3) Al McSurely, “Defense of Lacrosse Team Overlooked Much,” N&O, June 3, 2006. The head of the NAACP’s Legal Redress Committee previewed his error-filled August “memorandum of law” in informing N&O readers that “within five minutes [of their arrival], the men threatened the women with racial and misogynist verbal assaults . . . Some men were caught with their macho entitlement views hanging out and, to save themselves, they have banned together to blame the survivor of their verbal assaults.” McSurely concluded his piece by incredibly asserting that “the NAACP stands for fair play for all parties . . . for justice and community.”

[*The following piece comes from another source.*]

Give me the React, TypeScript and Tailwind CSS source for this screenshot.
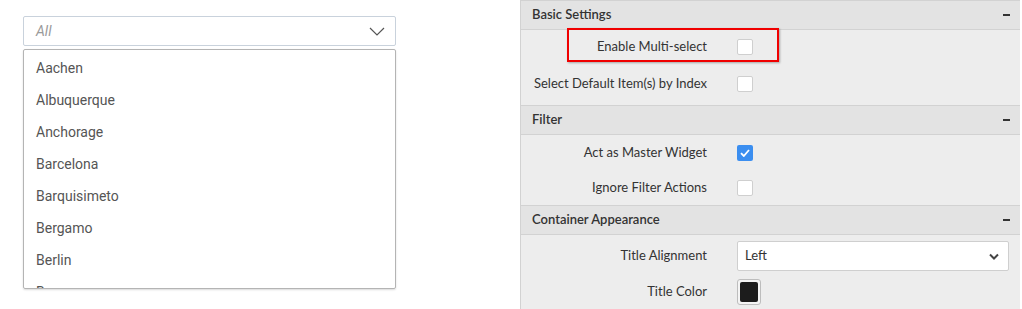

2) “Voters Divided on Lacrosse Case,” Herald-Sun, Nov. 9, 2006. “It appears,” the editorial conceded, “that many more voters than we suspected, and perhaps more than Nifong suspected, have taken issue with the way he has handled the case.” But then H-S editors, ignoring Nifong’s misconduct, asserted that “the best course for all concerned is to continue down the current path to trial. Then, in a truly astonishing statement, the editors asked readers to believe that they now have the interests of the accused players at heart. Since “an upcoming trial . . . is sure to draw major media attention, it would be better for the players to have an opportunity to prove their innocence at trial.”
1) Bob Ashley, “Has the Lacrosse Case Induced Insanity?,” Herald-Sun, July 23, 2006. In retrospect, this op-ed, penned by the H-S editor, served as the launching point of the paper’s decision to extend its editorial bias against the lacrosse players to the news division as well. After hailing the embarrassing op-ed of Andrew Cohen, Ashley insinuated that Nifong had strong evidence hidden in his files” “We’ve tried to consistently remind that all the facts aren’t out, and that the defense attorneys are releasing just what fragments of the total evidence they choose to make public.”
Of course, all the facts weren’t out—Nifong and Dr. Brian Meehan had made sure of that. But Editor Ashley and his ace reporter, John Stevenson, would be asleep at the switch on that story.